XXL magazine said "over 100 rappers have offered their insight on the artform for aspiring wordsmiths", while Yale University Press's Anthology of Rap referred to How to Raps "rich array of interviews with old school and new school artists," and Oxford University Press's How to Fix Copyright recommended How to Rap for a good "general" overview.

Dana Gioia, poet and former chairman of the National Endowment for the Arts wrote, “How To Rap marks a cultural coming-of-age for Hip-Hop… [it] is the first comprehensive poetics of this new literary form. …Edwards has made his bid to become the Aristotle of Hip-Hop poetics”.

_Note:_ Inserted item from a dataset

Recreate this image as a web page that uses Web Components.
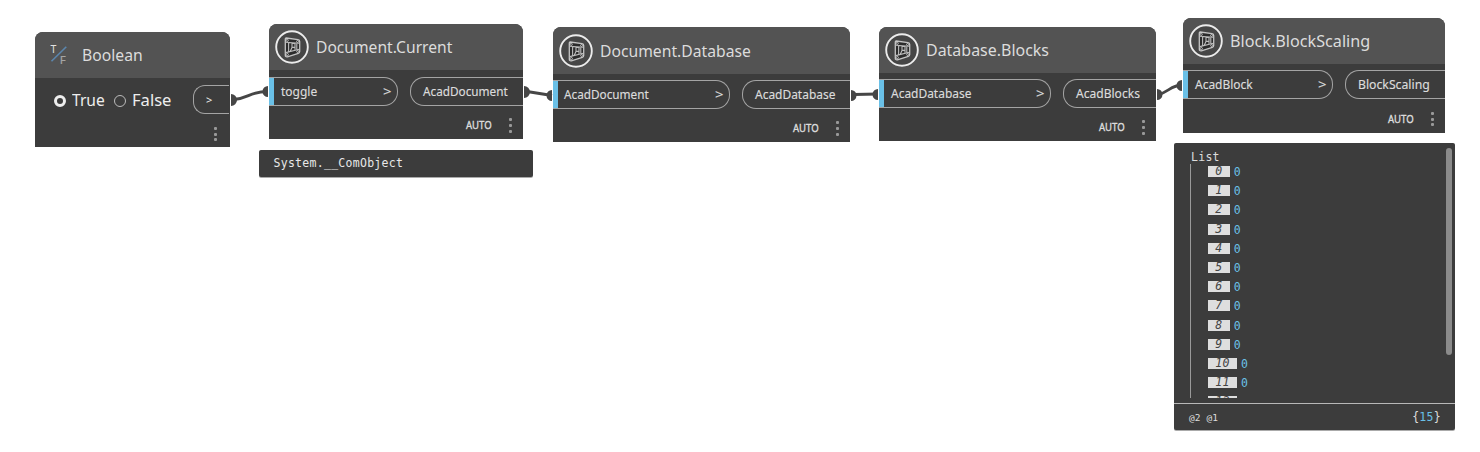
<!DOCTYPE html>
<html lang="en">
<head>
<meta charset="utf-8">
<title>Graph</title>
<style>
html,body{margin:0;background:#fff}
</style>
</head>
<body>
<graph-canvas></graph-canvas>
<script>
// Text set to a given width; glyphs are condensed or widened horizontally.
class FitText extends HTMLElement {
  connectedCallback() {
    const r = this.attachShadow({mode: 'open'});
    r.innerHTML = `<style>:host{display:block;flex:none;white-space:nowrap;width:${this.getAttribute('w')}px}
      span{display:inline-block;transform-origin:0 50%;white-space:pre}</style><span><slot></slot></span>`;
    const s = r.querySelector('span');
    s.style.transform = `scaleX(${+this.getAttribute('w') / s.offsetWidth})`;
  }
}

class NodeIcon extends HTMLElement {
  connectedCallback() {
    this.attachShadow({mode: 'open'}).innerHTML = `<style>:host{display:block;flex:none;width:34px;height:34px}svg{display:block}</style>
    <svg width="34" height="34" viewBox="0 0 34 34" fill="none">
      <circle cx="17" cy="17" r="15.8" fill="#464646" stroke="#ececec" stroke-width="1.9"/>
      <path d="M11.2 8 23 9.6Q24.7 9.9 24.7 11.5V21.4Q24.7 22.8 23.3 23.3L12.4 26.8Q10.3 27.2 10.3 25.2V9Q10.3 8 11.2 8Z" fill="#2c2c2c" stroke="#c4c4c4" stroke-width="1.3"/>
      <path d="M10.8 12.2 24.2 13.2M10.8 22.6 24.2 19.2M13.6 12.6V21.8M21.8 13V19.8M17 13.2 20 13.4V17.4H17ZM17 17.4 15.2 21.4M20 17.4V20" stroke="#bcbcbc" stroke-width="1.1"/>
      <g fill="#262626" stroke="#ddd" stroke-width=".8"><circle cx="12.2" cy="10.3" r="1.1"/><circle cx="22.6" cy="11.5" r="1"/><circle cx="12.3" cy="24.6" r="1.1"/><circle cx="22.7" cy="21.5" r="1"/></g>
    </svg>`;
  }
}

class BoolIcon extends HTMLElement {
  connectedCallback() {
    this.attachShadow({mode: 'open'}).innerHTML = `<style>:host{display:block;flex:none;width:18px;height:24px}svg{display:block}</style>
    <svg width="18" height="24" viewBox="0 0 18 24" font-family="Noto Sans,sans-serif">
      <path d="M1.5 18.3 16.3 3.8" stroke="#5b86ad" stroke-width="1.6"/>
      <text x="0.4" y="9.7" font-size="10.5" fill="#e0e0e0">T</text>
      <text x="9.8" y="21" font-size="11.5" stroke="#a5a5a5" stroke-width=".2" fill="#a5a5a5">F</text>
    </svg>`;
  }
}

class MenuDots extends HTMLElement {
  connectedCallback() {
    this.attachShadow({mode: 'open'}).innerHTML = `<style>:host{display:flex;flex:none;flex-direction:column;gap:2.6px;width:3px}i{width:3px;height:3px;background:#999;border-radius:1px}</style><i></i><i></i><i></i>`;
  }
}

class GraphNode extends HTMLElement {
  connectedCallback() {
    const a = n => this.getAttribute(n);
    this.attachShadow({mode: 'open'}).innerHTML = `<style>
      :host{display:flex;flex-direction:column;box-sizing:border-box;background:#3c3c3c;border-radius:8px 8px 0 0;overflow:hidden;font-family:"Noto Sans",sans-serif;color:#dcdcdc}
      header{display:flex;align-items:center;height:${a('head')}px;flex:none;background:#535353;font-size:17px;line-height:24px;padding-left:${a('pad')}px;gap:7px;box-sizing:border-box}
      header node-icon{margin-top:${a('icon') || 0}px}
      .ports{display:flex;justify-content:space-between;margin-top:${a('gap')}px;font-size:13px;line-height:18px;-webkit-text-stroke:.15px #dcdcdc}
      .port{box-sizing:border-box;height:29px;border:1px solid #a4a4a4;display:flex;align-items:center;padding-bottom:1px}
      .in{width:${a('in')}px;border-left:0;border-radius:0 14px 14px 0;padding-right:6px;padding-bottom:0}
      .in .bar{width:5px;height:27px;background:#6ac0e7;flex:none}
      .in fit-text{margin-bottom:2px}
      .in fit-text:nth-of-type(1){margin-left:${a('ip') || 6}px;margin-right:auto}
      .out{width:${a('out')}px;border-radius:14px 0 0 14px;border-right:0;padding-left:${a('op')}px}
      footer{display:flex;align-items:center;justify-content:flex-end;height:28px;margin-top:6px;padding-right:11px;gap:18px;font-size:10.5px;line-height:16px;-webkit-text-stroke:.35px #dcdcdc}
      footer fit-text{margin-bottom:1px}
    </style>
    <header><node-icon></node-icon><fit-text w="${a('tw')}">${a('name')}</fit-text></header>
    <div class="ports"><div class="port in"><div class="bar"></div><fit-text w="${a('iw')}">${a('input')}</fit-text><fit-text w="8">&gt;</fit-text></div>
    <div class="port out"><fit-text w="${a('ow')}">${a('output')}</fit-text></div></div>
    <footer><fit-text w="25.5">AUTO</fit-text><menu-dots></menu-dots></footer>`;
  }
}

class BooleanNode extends HTMLElement {
  connectedCallback() {
    this.attachShadow({mode: 'open'}).innerHTML = `<style>
      :host{display:flex;flex-direction:column;background:#3c3c3c;border-radius:8px 8px 0 0;overflow:hidden;font-family:"Noto Sans",sans-serif;color:#dcdcdc}
      header{display:flex;align-items:center;height:46px;background:#535353;font-size:17px;line-height:24px;padding-left:15px;gap:14px}
      .row{display:flex;align-items:center;height:29px;margin-top:7px;padding-left:19px;font-size:17px;line-height:24px;color:#eee}
      .r{box-sizing:border-box;width:12px;height:12px;border-radius:50%;border:1px solid #bbb;flex:none;margin-top:2px}
      .on{border:3.7px solid #eee}
      .row fit-text{margin:0 9px 0 6px}
      .out{box-sizing:border-box;width:36px;height:29px;margin:0 1px 0 auto;border:1px solid #a4a4a4;border-right:0;border-radius:12px 0 0 12px;display:flex;align-items:center;padding-left:12px;font-size:11px}
      .out fit-text{margin:0}
      footer{display:flex;justify-content:flex-end;padding:13px 13px 0 0}
    </style>
    <header><bool-icon></bool-icon><fit-text w="61">Boolean</fit-text></header>
    <div class="row"><div class="r on"></div><fit-text w="33">True</fit-text><div class="r"></div><fit-text w="39">False</fit-text><div class="out"><fit-text w="6">&gt;</fit-text></div></div>
    <footer><menu-dots></menu-dots></footer>`;
  }
}

class PreviewBubble extends HTMLElement {
  connectedCallback() {
    this.attachShadow({mode: 'open'}).innerHTML = `<style>:host{display:flex;align-items:center;box-sizing:border-box;padding:0 0 1px 14.5px;background:#3c3c3c;border-radius:2px;box-shadow:0 1px 0 #aaa;font:11.5px/16px "DejaVu Sans Mono",monospace;letter-spacing:.28px;color:#e8e8e8}</style><slot></slot>`;
  }
}

class ListPreview extends HTMLElement {
  connectedCallback() {
    const rows = Array.from({length: 13}, (_, i) => `<div class="item"><span class="idx">${i}</span>${i < 12 ? '<span class="val">0</span>' : ''}</div>`).join('');
    this.attachShadow({mode: 'open'}).innerHTML = `<style>
      :host{display:grid;grid-template-rows:260px 1fr;background:#3c3c3c;border-radius:2px;box-shadow:0 1px 0 #aaa;font:11.5px/16px "DejaVu Sans Mono",monospace;letter-spacing:.28px;color:#dcdcdc}
      .body{display:flex;justify-content:space-between;padding:5px 3px 5px 16px;min-height:0;box-sizing:border-box}
      .tree{display:flex;flex-direction:column;height:250px}
      .label{height:16px;line-height:19px;padding-left:1px;flex:none}
      .items{height:234px;overflow:hidden;border-left:1.5px solid #999;padding-left:16.5px;box-sizing:border-box}
      .item{display:flex;height:19.2px;gap:4px;align-items:flex-start}
      .idx{box-sizing:border-box;height:11px;margin-top:2px;line-height:11px;padding:0 7.2px 0 7.8px;background:#dedede;color:#444;font-style:italic}
      .val{line-height:16px;color:#6ac0e7}
      .bar{width:6px;height:207px;border-radius:3px;background:#8b8b8b}
      footer{border-top:1px solid #b8b8b8;display:flex;align-items:center;justify-content:space-between;padding:0 14px 0 15px}
      .lv{font-size:9.5px;letter-spacing:.1px;padding-top:2px}
      b{font-weight:400;color:#6ac0e7}
    </style>
    <div class="body"><div class="tree"><div class="label">List</div><div class="items">${rows}</div></div><div class="bar"></div></div>
    <footer><span class="lv">@2 @1</span><span>{<b>15</b>}</span></footer>`;
  }
}

class GraphCanvas extends HTMLElement {
  connectedCallback() {
    this.attachShadow({mode: 'open'}).innerHTML = `<style>
      :host{display:block;position:relative;width:1480px;height:452px;background:#fff;overflow:hidden}
      .at{position:absolute}
      svg{position:absolute;left:0;top:0}
    </style>
    <svg width="1480" height="452" fill="none" stroke="#464646" stroke-width="2.9">
      <path d="M234 99.5C249 98 250 91.5 268 91.5M527 91.5 552 95.5M854 94.5 878 94M1159 94.5C1168 92 1172 85 1182 85"/>
      <g fill="#464646" stroke="none">
        <path d="M231 94a5.5 5.5 0 0 1 0 12ZM524 86a5.5 5.5 0 0 1 0 12ZM851 90a5.5 5.5 0 0 1 0 11ZM1157 89a5.5 5.5 0 0 1 0 11Z"/>
        <path d="M268 86a5.5 5.5 0 0 0 0 11ZM552 90a5.5 5.5 0 0 0 0 11ZM878 89a5.5 5.5 0 0 0 0 11ZM1182 80a5.5 5.5 0 0 0 0 11Z"/>
      </g>
    </svg>
    <boolean-node class="at" style="left:35px;top:32px;width:195px;height:115px"></boolean-node>
    <graph-node class="at" style="left:269px;top:24px;width:254px;height:115px" head="46" pad="6" gap="7" name="Document.Current" tw="136" input="toggle" iw="36" in="129" ip="6.5" output="AcadDocument" out="113" ow="85" op="11.5"></graph-node>
    <graph-node class="at" style="left:553px;top:27px;width:297px;height:115px" head="47" pad="6" gap="6" name="Document.Database" tw="150.5" input="AcadDocument" iw="85" in="177" output="AcadDatabase" out="108" ow="80" op="11.5"></graph-node>
    <graph-node class="at" style="left:879px;top:27px;width:277px;height:114px" head="46" pad="6" icon="-1" gap="6" name="Database.Blocks" tw="123" input="AcadDatabase" iw="80" in="172" ip="6.5" output="AcadBlocks" out="93" ow="64" op="12"></graph-node>
    <graph-node class="at" style="left:1183px;top:18px;width:262px;height:115px" head="46" pad="6" gap="6" name="Block.BlockScaling" tw="140" input="AcadBlock" iw="58" in="150" ip="6.5" output="BlockScaling" out="100" ow="71.5" op="12"></graph-node>
    <preview-bubble class="at" style="left:259px;top:150px;width:274px;height:27px">System.__ComObject</preview-bubble>
    <list-preview class="at" style="left:1174px;top:143px;width:281px;height:287px"></list-preview>`;
  }
}
customElements.define('fit-text', FitText);
customElements.define('node-icon', NodeIcon);
customElements.define('bool-icon', BoolIcon);
customElements.define('menu-dots', MenuDots);
customElements.define('graph-node', GraphNode);
customElements.define('boolean-node', BooleanNode);
customElements.define('preview-bubble', PreviewBubble);
customElements.define('list-preview', ListPreview);
customElements.define('graph-canvas', GraphCanvas);
</script>
</body>
</html>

It also received positive comments from hip-hop journalists and authors such as Kembrew McLeod, Dan LeRoy, Alex Ogg, Mickey Hess, Russell Potter, and Pancho McFarland, and from artists such as Georgia Anne Muldrow, Egon of Stones Throw Records, Badru Umi, and Speech of Arrested Development.

In a review of the Kanye West album Yeezus, news outlet The Daily Beast praised the book, saying: "In Paul Edwards’s comprehensive tome How to Rap, the author surveyed a plethora of rap emcees—104, to be exact—in order to demystify the rap process."